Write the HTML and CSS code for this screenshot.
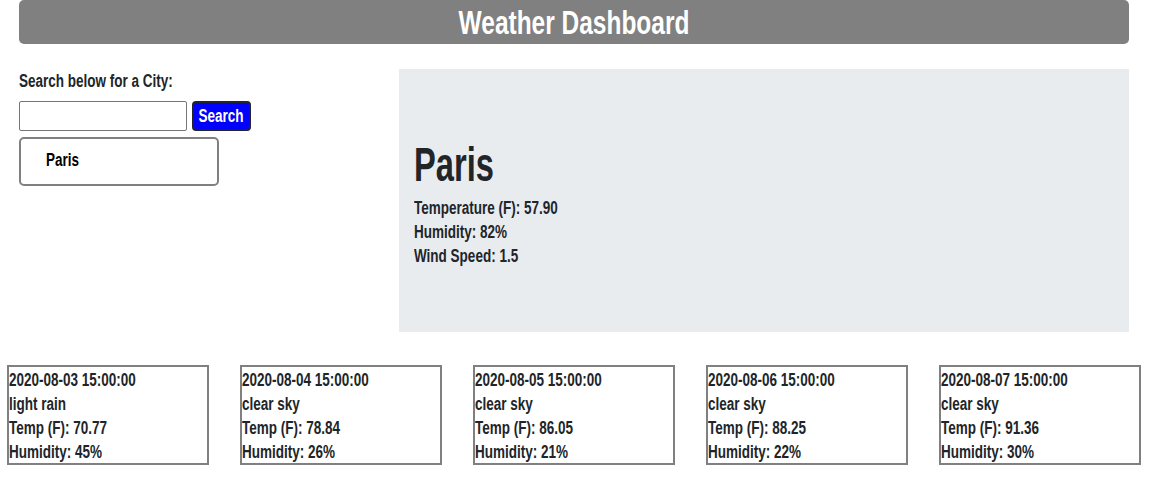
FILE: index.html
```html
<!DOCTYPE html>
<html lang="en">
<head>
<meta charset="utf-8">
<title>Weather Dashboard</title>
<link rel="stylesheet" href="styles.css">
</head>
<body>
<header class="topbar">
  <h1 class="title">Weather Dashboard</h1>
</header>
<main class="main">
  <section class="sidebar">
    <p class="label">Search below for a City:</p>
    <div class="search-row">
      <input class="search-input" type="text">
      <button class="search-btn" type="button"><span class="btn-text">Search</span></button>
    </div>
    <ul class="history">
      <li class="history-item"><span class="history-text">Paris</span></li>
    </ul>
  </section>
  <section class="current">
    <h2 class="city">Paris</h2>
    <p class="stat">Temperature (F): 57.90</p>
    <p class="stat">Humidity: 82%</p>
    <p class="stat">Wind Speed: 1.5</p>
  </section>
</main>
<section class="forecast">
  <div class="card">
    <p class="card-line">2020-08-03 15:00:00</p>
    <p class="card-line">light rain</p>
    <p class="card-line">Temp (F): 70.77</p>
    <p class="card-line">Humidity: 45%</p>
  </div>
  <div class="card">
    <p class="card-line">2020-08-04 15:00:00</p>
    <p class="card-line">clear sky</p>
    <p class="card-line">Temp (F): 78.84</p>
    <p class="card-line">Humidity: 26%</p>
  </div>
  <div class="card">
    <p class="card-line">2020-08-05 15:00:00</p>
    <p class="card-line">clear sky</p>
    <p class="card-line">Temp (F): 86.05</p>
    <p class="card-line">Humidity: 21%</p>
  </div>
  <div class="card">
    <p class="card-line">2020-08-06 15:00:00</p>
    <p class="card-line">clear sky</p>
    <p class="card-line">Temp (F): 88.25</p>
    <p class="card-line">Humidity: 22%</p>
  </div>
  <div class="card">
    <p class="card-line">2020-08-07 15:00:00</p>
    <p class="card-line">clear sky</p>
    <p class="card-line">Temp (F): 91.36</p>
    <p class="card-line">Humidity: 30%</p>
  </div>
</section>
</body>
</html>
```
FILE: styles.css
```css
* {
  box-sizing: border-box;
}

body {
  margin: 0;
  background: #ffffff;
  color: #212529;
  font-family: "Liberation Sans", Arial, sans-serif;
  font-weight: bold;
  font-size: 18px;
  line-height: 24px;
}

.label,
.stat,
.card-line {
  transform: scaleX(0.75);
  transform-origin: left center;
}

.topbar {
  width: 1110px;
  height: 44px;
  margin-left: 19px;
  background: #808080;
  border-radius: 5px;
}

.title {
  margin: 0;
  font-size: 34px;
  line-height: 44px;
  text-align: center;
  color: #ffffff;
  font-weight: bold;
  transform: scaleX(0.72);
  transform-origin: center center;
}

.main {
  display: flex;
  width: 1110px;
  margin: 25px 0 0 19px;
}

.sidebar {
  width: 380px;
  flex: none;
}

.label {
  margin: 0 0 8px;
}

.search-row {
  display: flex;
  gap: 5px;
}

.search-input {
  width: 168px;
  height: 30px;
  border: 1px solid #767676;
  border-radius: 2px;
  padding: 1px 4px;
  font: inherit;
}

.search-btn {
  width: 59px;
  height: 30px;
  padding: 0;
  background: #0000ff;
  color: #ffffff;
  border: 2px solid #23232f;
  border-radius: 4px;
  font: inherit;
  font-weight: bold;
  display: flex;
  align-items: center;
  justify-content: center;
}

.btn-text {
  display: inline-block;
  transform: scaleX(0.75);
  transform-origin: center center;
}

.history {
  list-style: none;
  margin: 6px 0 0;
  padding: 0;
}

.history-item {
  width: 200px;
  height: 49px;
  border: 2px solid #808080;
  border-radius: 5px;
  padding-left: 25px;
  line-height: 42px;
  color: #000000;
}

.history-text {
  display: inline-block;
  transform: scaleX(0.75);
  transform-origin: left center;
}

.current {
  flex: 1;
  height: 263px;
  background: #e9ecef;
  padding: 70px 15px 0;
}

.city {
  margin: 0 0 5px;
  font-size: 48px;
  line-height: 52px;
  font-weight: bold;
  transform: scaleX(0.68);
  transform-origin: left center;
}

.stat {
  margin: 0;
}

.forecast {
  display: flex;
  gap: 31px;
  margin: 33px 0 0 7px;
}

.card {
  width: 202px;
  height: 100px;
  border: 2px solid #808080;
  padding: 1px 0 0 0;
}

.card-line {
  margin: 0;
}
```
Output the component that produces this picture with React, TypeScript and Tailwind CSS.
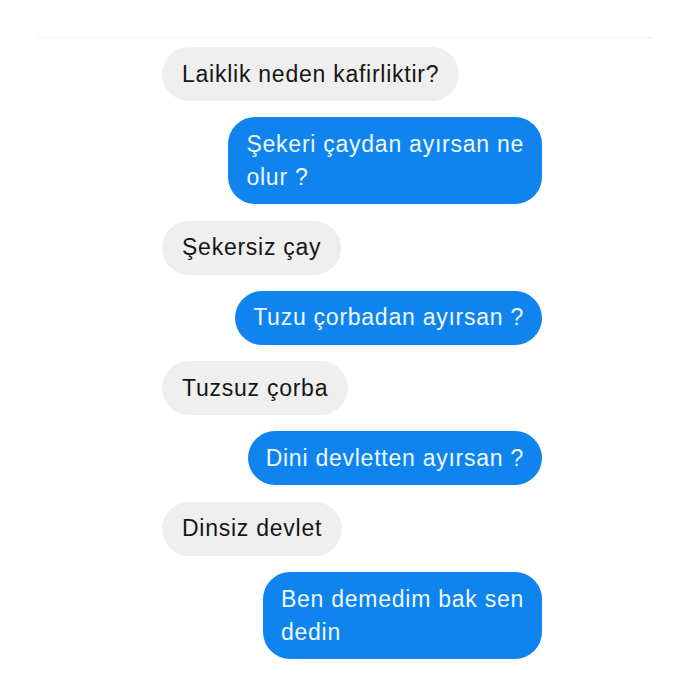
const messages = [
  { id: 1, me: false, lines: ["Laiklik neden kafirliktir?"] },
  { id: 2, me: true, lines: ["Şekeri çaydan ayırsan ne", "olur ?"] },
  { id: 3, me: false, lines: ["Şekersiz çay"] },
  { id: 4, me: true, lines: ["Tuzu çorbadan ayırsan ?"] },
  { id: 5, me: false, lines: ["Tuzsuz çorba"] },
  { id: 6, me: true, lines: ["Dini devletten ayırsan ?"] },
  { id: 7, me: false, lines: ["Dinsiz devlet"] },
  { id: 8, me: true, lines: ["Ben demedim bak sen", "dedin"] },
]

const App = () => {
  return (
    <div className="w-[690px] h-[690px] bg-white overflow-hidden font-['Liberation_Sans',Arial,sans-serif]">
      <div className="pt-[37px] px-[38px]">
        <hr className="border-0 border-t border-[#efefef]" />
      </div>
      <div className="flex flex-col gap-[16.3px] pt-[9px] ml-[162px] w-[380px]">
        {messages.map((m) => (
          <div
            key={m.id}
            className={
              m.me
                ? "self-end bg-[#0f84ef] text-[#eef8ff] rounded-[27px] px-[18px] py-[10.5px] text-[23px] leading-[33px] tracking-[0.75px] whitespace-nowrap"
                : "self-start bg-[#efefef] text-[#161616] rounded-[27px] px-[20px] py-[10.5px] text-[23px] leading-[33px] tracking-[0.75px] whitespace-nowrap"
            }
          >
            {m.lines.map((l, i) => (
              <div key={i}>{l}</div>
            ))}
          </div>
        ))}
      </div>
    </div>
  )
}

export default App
================================
Write out each entry exactly as given, omitting any picture.

■ ANSWER TO THIS TASK:
Write the HTML and CSS code for this screenshot.
FILE: index.html
```html
<!DOCTYPE html>
<html lang="en">
<head>
<meta charset="utf-8">
<title>Weather Dashboard</title>
<link rel="stylesheet" href="styles.css">
</head>
<body>
<header class="topbar">
  <h1 class="title">Weather Dashboard</h1>
</header>
<main class="main">
  <section class="sidebar">
    <p class="label">Search below for a City:</p>
    <div class="search-row">
      <input class="search-input" type="text">
      <button class="search-btn" type="button"><span class="btn-text">Search</span></button>
    </div>
    <ul class="history">
      <li class="history-item"><span class="history-text">Paris</span></li>
    </ul>
  </section>
  <section class="current">
    <h2 class="city">Paris</h2>
    <p class="stat">Temperature (F): 57.90</p>
    <p class="stat">Humidity: 82%</p>
    <p class="stat">Wind Speed: 1.5</p>
  </section>
</main>
<section class="forecast">
  <div class="card">
    <p class="card-line">2020-08-03 15:00:00</p>
    <p class="card-line">light rain</p>
    <p class="card-line">Temp (F): 70.77</p>
    <p class="card-line">Humidity: 45%</p>
  </div>
  <div class="card">
    <p class="card-line">2020-08-04 15:00:00</p>
    <p class="card-line">clear sky</p>
    <p class="card-line">Temp (F): 78.84</p>
    <p class="card-line">Humidity: 26%</p>
  </div>
  <div class="card">
    <p class="card-line">2020-08-05 15:00:00</p>
    <p class="card-line">clear sky</p>
    <p class="card-line">Temp (F): 86.05</p>
    <p class="card-line">Humidity: 21%</p>
  </div>
  <div class="card">
    <p class="card-line">2020-08-06 15:00:00</p>
    <p class="card-line">clear sky</p>
    <p class="card-line">Temp (F): 88.25</p>
    <p class="card-line">Humidity: 22%</p>
  </div>
  <div class="card">
    <p class="card-line">2020-08-07 15:00:00</p>
    <p class="card-line">clear sky</p>
    <p class="card-line">Temp (F): 91.36</p>
    <p class="card-line">Humidity: 30%</p>
  </div>
</section>
</body>
</html>
```
FILE: styles.css
```css
* {
  box-sizing: border-box;
}

body {
  margin: 0;
  background: #ffffff;
  color: #212529;
  font-family: "Liberation Sans", Arial, sans-serif;
  font-weight: bold;
  font-size: 18px;
  line-height: 24px;
}

.label,
.stat,
.card-line {
  transform: scaleX(0.75);
  transform-origin: left center;
}

.topbar {
  width: 1110px;
  height: 44px;
  margin-left: 19px;
  background: #808080;
  border-radius: 5px;
}

.title {
  margin: 0;
  font-size: 34px;
  line-height: 44px;
  text-align: center;
  color: #ffffff;
  font-weight: bold;
  transform: scaleX(0.72);
  transform-origin: center center;
}

.main {
  display: flex;
  width: 1110px;
  margin: 25px 0 0 19px;
}

.sidebar {
  width: 380px;
  flex: none;
}

.label {
  margin: 0 0 8px;
}

.search-row {
  display: flex;
  gap: 5px;
}

.search-input {
  width: 168px;
  height: 30px;
  border: 1px solid #767676;
  border-radius: 2px;
  padding: 1px 4px;
  font: inherit;
}

.search-btn {
  width: 59px;
  height: 30px;
  padding: 0;
  background: #0000ff;
  color: #ffffff;
  border: 2px solid #23232f;
  border-radius: 4px;
  font: inherit;
  font-weight: bold;
  display: flex;
  align-items: center;
  justify-content: center;
}

.btn-text {
  display: inline-block;
  transform: scaleX(0.75);
  transform-origin: center center;
}

.history {
  list-style: none;
  margin: 6px 0 0;
  padding: 0;
}

.history-item {
  width: 200px;
  height: 49px;
  border: 2px solid #808080;
  border-radius: 5px;
  padding-left: 25px;
  line-height: 42px;
  color: #000000;
}

.history-text {
  display: inline-block;
  transform: scaleX(0.75);
  transform-origin: left center;
}

.current {
  flex: 1;
  height: 263px;
  background: #e9ecef;
  padding: 70px 15px 0;
}

.city {
  margin: 0 0 5px;
  font-size: 48px;
  line-height: 52px;
  font-weight: bold;
  transform: scaleX(0.68);
  transform-origin: left center;
}

.stat {
  margin: 0;
}

.forecast {
  display: flex;
  gap: 31px;
  margin: 33px 0 0 7px;
}

.card {
  width: 202px;
  height: 100px;
  border: 2px solid #808080;
  padding: 1px 0 0 0;
}

.card-line {
  margin: 0;
}
```
Output the component that produces this picture with React, TypeScript and Tailwind CSS.
const messages = [
  { id: 1, me: false, lines: ["Laiklik neden kafirliktir?"] },
  { id: 2, me: true, lines: ["Şekeri çaydan ayırsan ne", "olur ?"] },
  { id: 3, me: false, lines: ["Şekersiz çay"] },
  { id: 4, me: true, lines: ["Tuzu çorbadan ayırsan ?"] },
  { id: 5, me: false, lines: ["Tuzsuz çorba"] },
  { id: 6, me: true, lines: ["Dini devletten ayırsan ?"] },
  { id: 7, me: false, lines: ["Dinsiz devlet"] },
  { id: 8, me: true, lines: ["Ben demedim bak sen", "dedin"] },
]

const App = () => {
  return (
    <div className="w-[690px] h-[690px] bg-white overflow-hidden font-['Liberation_Sans',Arial,sans-serif]">
      <div className="pt-[37px] px-[38px]">
        <hr className="border-0 border-t border-[#efefef]" />
      </div>
      <div className="flex flex-col gap-[16.3px] pt-[9px] ml-[162px] w-[380px]">
        {messages.map((m) => (
          <div
            key={m.id}
            className={
              m.me
                ? "self-end bg-[#0f84ef] text-[#eef8ff] rounded-[27px] px-[18px] py-[10.5px] text-[23px] leading-[33px] tracking-[0.75px] whitespace-nowrap"
                : "self-start bg-[#efefef] text-[#161616] rounded-[27px] px-[20px] py-[10.5px] text-[23px] leading-[33px] tracking-[0.75px] whitespace-nowrap"
            }
          >
            {m.lines.map((l, i) => (
              <div key={i}>{l}</div>
            ))}
          </div>
        ))}
      </div>
    </div>
  )
}

export default App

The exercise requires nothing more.